Find the lines below that contain the string "styles". Copy each one.

# INFORMATION SUPPLIED start

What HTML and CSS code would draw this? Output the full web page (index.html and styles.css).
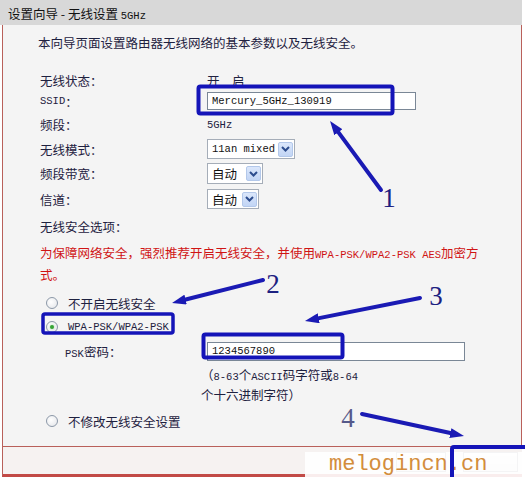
FILE: index.html
```html
<!DOCTYPE html>
<html>
  <head>
    <meta charset="utf-8">
    <title>设置向导 - 无线设置 5GHz</title>
    <link rel="stylesheet" href="styles.css">
  </head>
  <body>
    <div class="page">
      <div class="title">设置向导 - 无线设置 <span class="en">5GHz</span></div>

      <div class="panel">
        <p class="intro">本向导页面设置路由器无线网络的基本参数以及无线安全。</p>

        <div class="form">
          <span class="label">无线状态：</span>
          <span class="value">开　启</span>

          <span class="label"><span class="en">SSID</span>：</span>
          <span class="value"><input class="text ssid" type="text" value="Mercury_5GHz_130919"></span>

          <span class="label">频段：</span>
          <span class="value en">5GHz</span>

          <span class="label">无线模式：</span>
          <span class="value">
            <span class="select mode"><span class="en">11an mixed</span><span class="drop"><svg width="9" height="6" viewBox="0 0 9 6"><path d="M1 1 L4.5 4.5 L8 1" /></svg></span></span>
          </span>

          <span class="label">频段带宽：</span>
          <span class="value">
            <span class="select auto">自动<span class="drop"><svg width="9" height="6" viewBox="0 0 9 6"><path d="M1 1 L4.5 4.5 L8 1" /></svg></span></span>
          </span>

          <span class="label">信道：</span>
          <span class="value">
            <span class="select chan">自动<span class="drop"><svg width="9" height="6" viewBox="0 0 9 6"><path d="M1 1 L4.5 4.5 L8 1" /></svg></span></span>
          </span>

          <span class="label">无线安全选项：</span>
          <span class="value"></span>
        </div>

        <p class="note">为保障网络安全，强烈推荐开启无线安全，并使用<span class="en">WPA-PSK/WPA2-PSK AES</span>加密方<br>式。</p>

        <div class="opt"><span class="radio"></span>不开启无线安全</div>
        <div class="opt"><span class="radio checked"></span><span class="en">WPA-PSK/WPA2-PSK</span></div>
        <div class="opt psk">
          <span class="psk-label"><span class="en">PSK</span>密码：</span>
          <input class="text pass" type="text" value="1234567890">
        </div>
        <p class="help">（<span class="en">8-63</span>个<span class="en">ASCII</span>码字符或<span class="en">8-64</span><br>个十六进制字符）</p>
        <div class="opt last"><span class="radio"></span>不修改无线安全设置</div>
      </div>

      <div class="footer">
        <!-- button captions sit under the watermark in the screenshot -->
        <button class="btn back" aria-label="上一步"></button>
        <button class="btn next" aria-label="下一步"></button>
      </div>

      <div class="watermark">melogincn.cn</div>

      <svg class="marks" width="525" height="477" viewBox="0 0 525 477">
        <defs>
          <marker id="head" markerUnits="userSpaceOnUse" markerWidth="14" markerHeight="10" viewBox="0 0 14 10" refX="6" refY="5" orient="auto">
            <path d="M0 0 L14 5 L0 10 z" fill="#1a1ab4" />
          </marker>
        </defs>
        <g fill="none" stroke="#1414b8" stroke-linejoin="round">
          <rect x="198.5" y="86.5" width="194" height="27" rx="2" stroke-width="4" />
          <rect x="43" y="314" width="130" height="19" rx="2" stroke-width="3.5" />
          <rect x="203.5" y="334.5" width="139" height="23" rx="2" stroke-width="4" />
          <rect x="452" y="447" width="80" height="40" rx="2" stroke-width="4" />
        </g>
        <g stroke="#1a1ab4" stroke-width="4" stroke-linecap="round" marker-end="url(#head)">
          <line x1="381" y1="190" x2="334.8" y2="127.4" />
          <line x1="263" y1="280" x2="179.8" y2="301" />
          <line x1="420" y1="298" x2="312.8" y2="319.4" />
          <line x1="362" y1="414" x2="456.2" y2="434.3" />
        </g>
        <g class="num" text-anchor="middle">
          <text x="389" y="207">1</text>
          <text x="273" y="293">2</text>
          <text x="436" y="305">3</text>
          <text x="348" y="427" class="faint">4</text>
        </g>
      </svg>
    </div>
  </body>
</html>
```

FILE: styles.css
```css
body {
  margin: 0;
  background: #fff;
  font-family: "Noto Sans CJK SC", sans-serif;
  font-size: 12.5px;
  color: #1e2140;
}
.page {
  position: relative;
  width: 525px;
  height: 477px;
  overflow: hidden;
}
.en {
  font-family: "Liberation Mono", monospace;
  font-size: 10.5px;
}
.title {
  width: 522px;
  height: 25px;
  box-sizing: border-box;
  padding: 2px 0 0 8px;
  line-height: 23px;
  background: #d8d8d8;
  color: #111;
}
.panel {
  width: 520px;
  height: 422px;
  margin-left: 2px;
  box-sizing: border-box;
  padding: 9px 0 0 37px;
  background: #f4f4f4;
  border: 1px solid #b9605a;
  border-top: none;
}
.intro {
  margin: 0 0 0 -2px;
  line-height: 18px;
}
.form {
  display: grid;
  grid-template-columns: 167px auto;
  grid-template-rows: 20px 22px 25px 24px 25px 26px 28px;
  margin-top: 18px;
}
.label,
.value {
  display: flex;
  align-items: center;
}
.text {
  height: 18px;
  box-sizing: border-box;
  margin: 0;
  padding: 0 4px;
  border: 1px solid #7a8796;
  background: #fff;
  font-family: "Liberation Mono", monospace;
  font-size: 10.5px;
  color: #111;
}
.ssid {
  width: 209px;
}
.pass {
  width: 258px;
  height: 19px;
}
.select {
  display: inline-flex;
  align-items: center;
  justify-content: space-between;
  height: 20px;
  box-sizing: border-box;
  padding: 0 1px 0 4px;
  border: 1px solid #a5adb8;
  background: #fff;
  color: #111;
}
.mode {
  width: 88px;
}
.auto {
  width: 56px;
  height: 21px;
}
.chan {
  width: 52px;
}
.drop {
  display: flex;
  align-items: center;
  justify-content: center;
  width: 15px;
  height: 15px;
  box-sizing: border-box;
  border: 1px solid #b3c8ea;
  border-radius: 2px;
  background: linear-gradient(#dbe7fb, #c2d5f5);
}
.drop path {
  fill: none;
  stroke: #2d4d8e;
  stroke-width: 2;
}
.note {
  margin: 3px 0 0;
  line-height: 19px;
  color: #d01414;
}
.opt {
  display: flex;
  align-items: center;
  height: 24px;
}
.note + .opt {
  margin-top: 7px;
}
.radio {
  position: relative;
  width: 12px;
  height: 12px;
  margin: 0 10px 0 6px;
  box-sizing: border-box;
  border: 1px solid #8c98a8;
  border-radius: 50%;
  background: radial-gradient(circle at 40% 40%, #fff, #e2e4e8);
}
.radio.checked::after {
  content: "";
  position: absolute;
  left: 3px;
  top: 3px;
  width: 4px;
  height: 4px;
  border-radius: 50%;
  background: #36a336;
  box-shadow: 0 0 2px #8fd08f;
}
.psk-label {
  width: 142px;
  padding-left: 25px;
}
.help {
  margin: 3px 0 0 161px;
  line-height: 18px;
}
.opt.last {
  margin-top: 5px;
}
.footer {
  display: flex;
  justify-content: flex-end;
  gap: 17px;
  width: 520px;
  height: 30px;
  margin-left: 2px;
  box-sizing: border-box;
  padding: 5px 4px 0 0;
  background: #f6f2f1;
  border-left: 1px solid #b9605a;
  border-bottom: 3px solid #c24a46;
}
.btn {
  height: 20px;
  padding: 0;
  border: 1px solid #8a9099;
  background: linear-gradient(#fafafa, #e4e4e4);
}
.back {
  width: 50px;
}
.next {
  width: 55px;
}
.watermark {
  position: absolute;
  left: 305px;
  top: 452px;
  width: 220px;
  height: 25px;
  box-sizing: border-box;
  padding-left: 24px;
  background: rgba(255, 255, 255, 0.9);
  font-family: "Liberation Mono", monospace;
  font-size: 22px;
  line-height: 25px;
  color: #d38d3c;
}
.marks {
  position: absolute;
  left: 0;
  top: 0;
  pointer-events: none;
}
.num {
  font-family: "Liberation Serif", serif;
  font-size: 27px;
  fill: #1c2080;
}
.num .faint {
  fill: #55598a;
}
```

# INFORMATION SUPPLIED end

→ FINISHED ANSWER
What HTML and CSS code would draw this? Output the full web page (index.html and styles.css).
    <link rel="stylesheet" href="styles.css">
FILE: styles.css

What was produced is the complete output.